Curtis is one of a select group of national reporters who have spent time working in Congress. He served as a Legislative Aide and Congressional Fellow through the American Political Science Association, in the offices of Rep. Charles Schumer (D-NY) and Sen. Herb Kohl, (D-WI), 1992-93.

Curtis is perhaps best known for the 15 years he spent with KTVU-TV2, the former Cox Media Group station and FOX affiliate in the San Francisco Bay Area. He served as Chief Washington, D.C. Correspondent for Cox-owned stations from 1993 to 1999, Morning News co-anchor from 1999 to 2007 and a freelance reporter and political analyst through the balance of the 2008 campaign as he traveled from Iowa and New Hampshire in January, through the entire primary season ending in South Dakota and Montana in June. He also covered both political conventions for KTVU. He was also a host of Comcast Newsmakers in the Bay Area.

In January 2010, Curtis joined WLNE-TV ABC6 in Providence, Rhode Island as the weekend evening news anchor and Chief Political Reporter. He would go on to anchor the ABC affiliate's weekday morning and 5 o'clock weeknight newscasts. He was also a substitute host for the weekend public affairs program ABC6 News On the Record, hosted by former Providence mayor and the station's chief political analyst Vincent "Buddy" Cianci. During his time at ABC6, Curtis covered many events surrounding the 2012 U.S. presidential election, including the Republican National Convention in Tampa, Florida and the Democratic National Convention in Charlotte, North Carolina. He also served as a correspondent for all of WLNE owner Citadel Communications' stations (WOI-DT in Des Moines, Iowa, WHBF-TV in Rock Island, Illinois, KLKN in Lincoln, Nebraska and KCAU-TV in Sioux City, Iowa) while covering the conventions. Curtis left WLNE in March 2015. Before leaving Rhode Island, he appeared as a panelist on two episodes of the public affairs program A Lively Experiment on WSBE-TV Rhode Island PBS.

In October 2015, Curtis joined West Virginia Media Holdings as Chief Political Reporter. Based at WOWK-TV in Charleston, he reports for the CBS affiliate as well as the group's other stations (CBS affiliates WTRF-TV in Wheeling, WVNS-TV in Bluefield/Beckley and NBC affiliate WBOY-TV in Clarksburg). He also contributes to the company's weekly newspaper, the State Journal, in addition to all company internet platforms. In November 2015, West Virginia Media Holdings announced that it was selling its stations to the Nexstar Broadcasting Group (now better known as Nexstar Media Group). Curtis would continue on with the group.

Curtis continues to be a regular political contributor on KGO-AM 810 and KGO-TV in San Francisco. He also has contributed occasionally on KQED-TV 9, KPIX-TV5, and KRON-TV4 in San Francisco, as well as KTXL-TV Fox 40 News in Sacramento and KTLA-TV5 in Los Angeles.

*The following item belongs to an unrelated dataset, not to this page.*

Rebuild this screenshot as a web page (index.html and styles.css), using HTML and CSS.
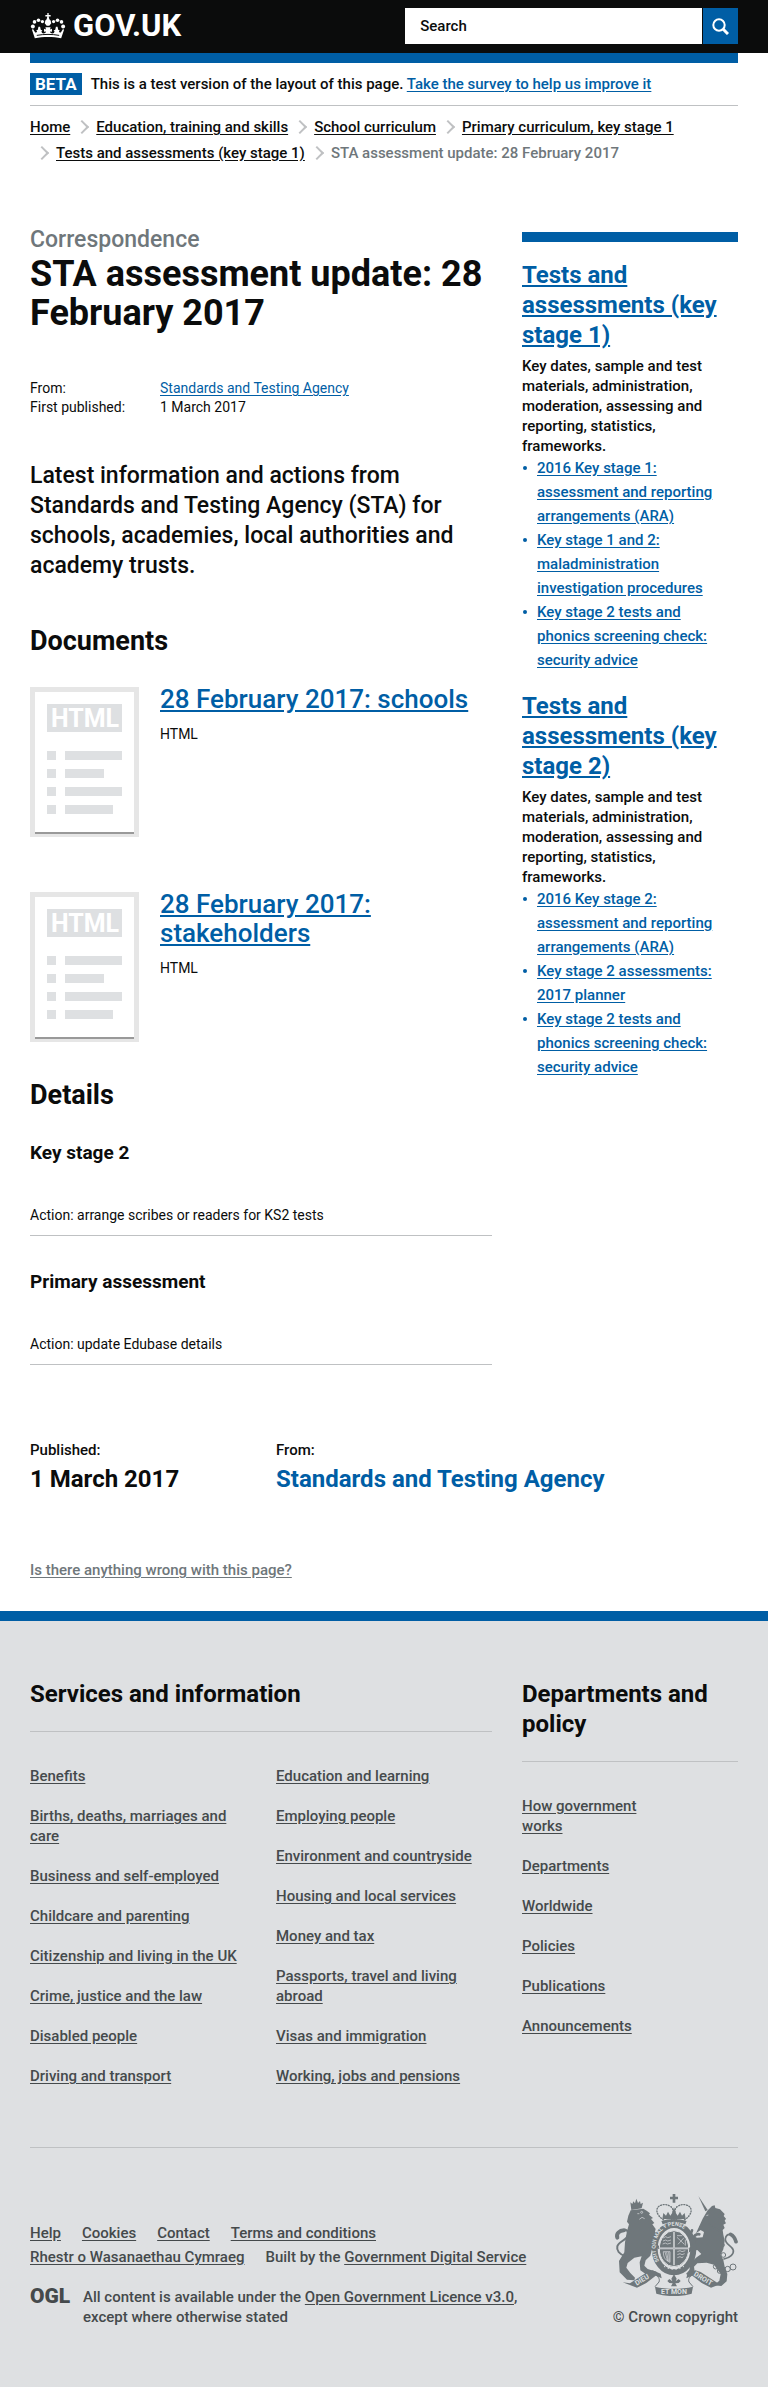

He is also an occasional newspaper reporter, covering the Inauguration in Washington, D.C. for the Danville Weekly and Pleasanton Weekly in California, as well as writing for his own blog, which includes his weekly political column, "The Sunday Political Brunch." He is now a National Contributing Writer on politics for Patch.com Patch - Everything Local: Breaking News, Events, Discussions

==Writing career==
In January 2009, Curtis published his first book; a first-person account of the historic 2008 Presidential campaign. "Age of Obama: A Reporter's Journey with Clinton, McCain and Obama in the Making of the President 2008" was released by Nimble Books, LLC. on January 20, 2009, coinciding with the Inauguration of Barack Obama. In 2010, the book won an International Book Award in the Current Events: Political/Social category and was a finalist in the Non-Fiction Narrative category.

==Education==
Curtis holds a B.A. in Broadcast Communication from Marquette University (1981); an A.S. in Computer Studies from the Community College of Rhode Island (2016); an M.A. in Mass Communication from the University of Florida (1986); and an Ed.D. in Educational Leadership from St. Mary's College of California in Moraga, California (2012). He has guest lectured at many universities and is currently an adjunct lecturer in communication at Rhode Island College. He also received a BS in Computer Studies from The Community College of Rhode Island in August 2016.